The first time you enter Calendar, you'll see one or more calendars, depending on which calendars are present in Windows Live Calendar. (Local calendar users instead will see a single calendar named Calendar.) Each calendar gets its own name and color, and you can change either. For some people, a single calendar may be enough, but others may want to create different calendars for the different types of events they confront each day.


In Windows Calendar, Microsoft had added the capability to create calendar groups, called Groups, within which you can collect related calendars if desired. This functionality is missing from both Windows Live Calendar and the Calendar component in Windows Live Mail, so the only way to organize events now is by calendar, not with groups.

That said, Calendar does offer one other interesting possibility here. You can configure two or more Windows Live ID accounts with Windows Live Mail, and each would, of course, have its own associated calendar(s). If you do so, you'll see that the calendars are all segregated by ID in the Navigation pane of Windows Live Mail.

Here are some of the ways in which you might organize your calendars within Calendar. First, because each calendar is assigned a unique color, events for each calendar will stand out visually. Second, because you can arbitrarily hide and show individual calendars, it's possible to simplify the Calendar view as needed, which can especially be handy when printing calendars. The important thing to remember is that Calendar supports a decent level of customization when it comes to calendar management.

For example, you can use Calendar to do any of the following:

  • Change the name of the default calendar: Just select the name of the calendar in the Navigation pane, click Properties in the pop-up menu that appears, and then rename it in the Properties window that appears (Figure 2).

    Figure 2. Renaming a calendar is simple: just use the Properties window.
  • Change the calendar display color: Using the same method previously described, you can pick from one of 15 colors in the calendar's Properties window.


    In Windows Calendar, you could click a More Colors link to choose from thousands of additional colors. This capability is no longer available in Calendar.

  • Create a new calendar: Click the Add calendar link in the Navigation pane to add a new calendar to the currently selected ID. The Add a Calendar window will appear, as shown in Figure 3, letting you pick a name, color, and description for the new calendar.

    Figure 3. The Add a Calendar window


    Calendars created in Calendar are of course synched back to Windows Live Calendar. Any changes you make in either place will be replicated in the other as well.

4. Understanding Calendar Views and Navigation

Calendar supports the following three basic view styles:

  • Day: Presents a top-down view of the currently selected day, segregated into 30-minute slices, as shown in Figure 4.

    Figure 4. Calendar's Day view
  • Week: This view, shown in Figure 5, divides the display into seven columns, one for each day of the week. As with Day view, the view is segregated into 30-minute slices of time from top to bottom.

    Figure 5. Calendar's Week view

    Windows Calendar also provided a Work Week view, which, as you might expect, divided the view into five columns, one for each day of the work week (Monday through Friday). This view style is no longer available in Calendar.

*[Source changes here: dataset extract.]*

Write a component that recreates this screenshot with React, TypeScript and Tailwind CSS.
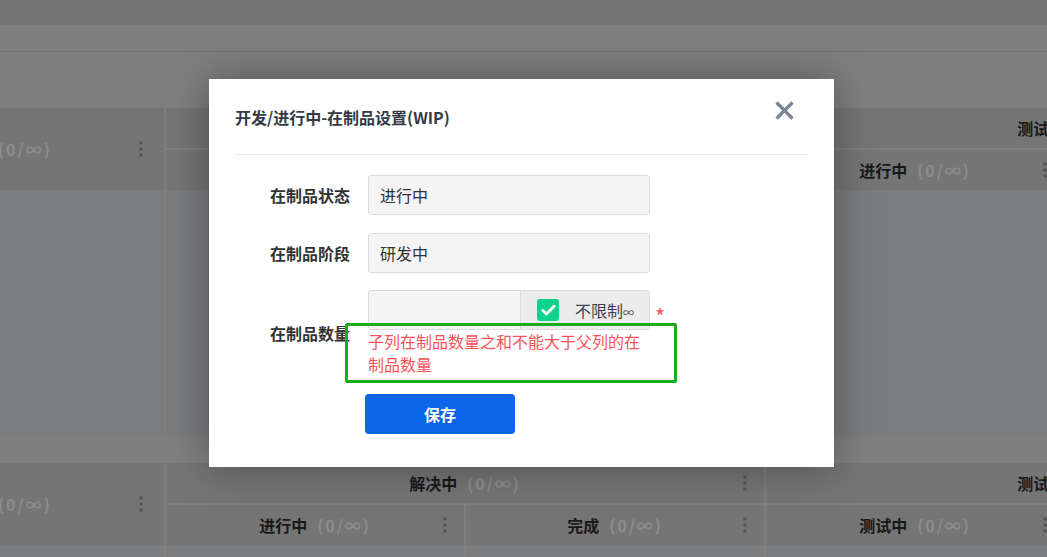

  • Month: The Calendar view is presented with a standard monthly calendar view, where each day of the month is denoted by a square shape (see Figure 6). This is the default view.

    Windows Live Mail will remember the view you were in, so if you exit the application while Calendar is displaying Week view, it will return to that view the next time you run Windows Live Mail and enter the Calendar.

    Windows Calendar had a convenient Go to Date function that is no longer available in Calendar. However, you can achieve the same effect by navigating around in the little monthly calendar display located in the top-right corner of Calendar. The current date has a circle around it. Just click it and you're back.

Figure 6. Calendar's Month View

5. Hiding and Viewing Calendars

If you've configured a number of calendars, you may sometimes want to hide certain calendars in the main Calendar view. Notice that each calendar has a check box next to its name in the Navigation pane. When a calendar is checked, events contained within that calendar will display normally within the main Calendar view, using the color that's been assigned to the containing calendar; but when you uncheck a calendar, that item will be hidden.

6. Configuring Calendar

Calendar doesn't offer much in the way of configuration options. (Indeed, if you visit the application's Options dialog, you will see that none of the options there are related to Calendar at all.) You can resize the Navigation pane, which is actually pretty useful, especially if onscreen real estate is at a premium: if you make this as small as possible, it will revert to a nice icon view, as shown in Figure 7.

And while you can indeed edit the Calendar toolbar, it's actually fully populated by default, with its full set of five buttons—New, Send in e-mail, Delete, View (Month, Week, Day), and Print—so all you can really do there is remove items. To do so, right-click anywhere in the toolbar and choose Customize toolbar.

Finally, you can configure how reminders are sent: click the Menus toolbar button (it's to the right of the Colorizer's paintbrush-like button) and choose Deliver my reminders to... Because this option applies globally to Windows Live Calendar, you're redirected to the Windows Live Calendar Web site, where you can choose between Basic and Custom delivery options, as shown in Figure 8. Windows Live Calendar uses the Windows Live Alerts service to deliver schedule reminders via instant messaging (Windows Live Messenger), e-mail, and to Windows Mobile–based smartphones only.

Figure 7. The Navigation pane can be reduced to a strip of icons.

Figure 8. Calendar notifications are handled via the Web.

If you do use Windows Live Messenger, you can get calendar updates via the application's convenient "toast" pop-ups, as shown in Figure 9.

Figure 9. Thanks to deep Windows Live integration, you can get notifications on the desktop via Windows Live Messenger.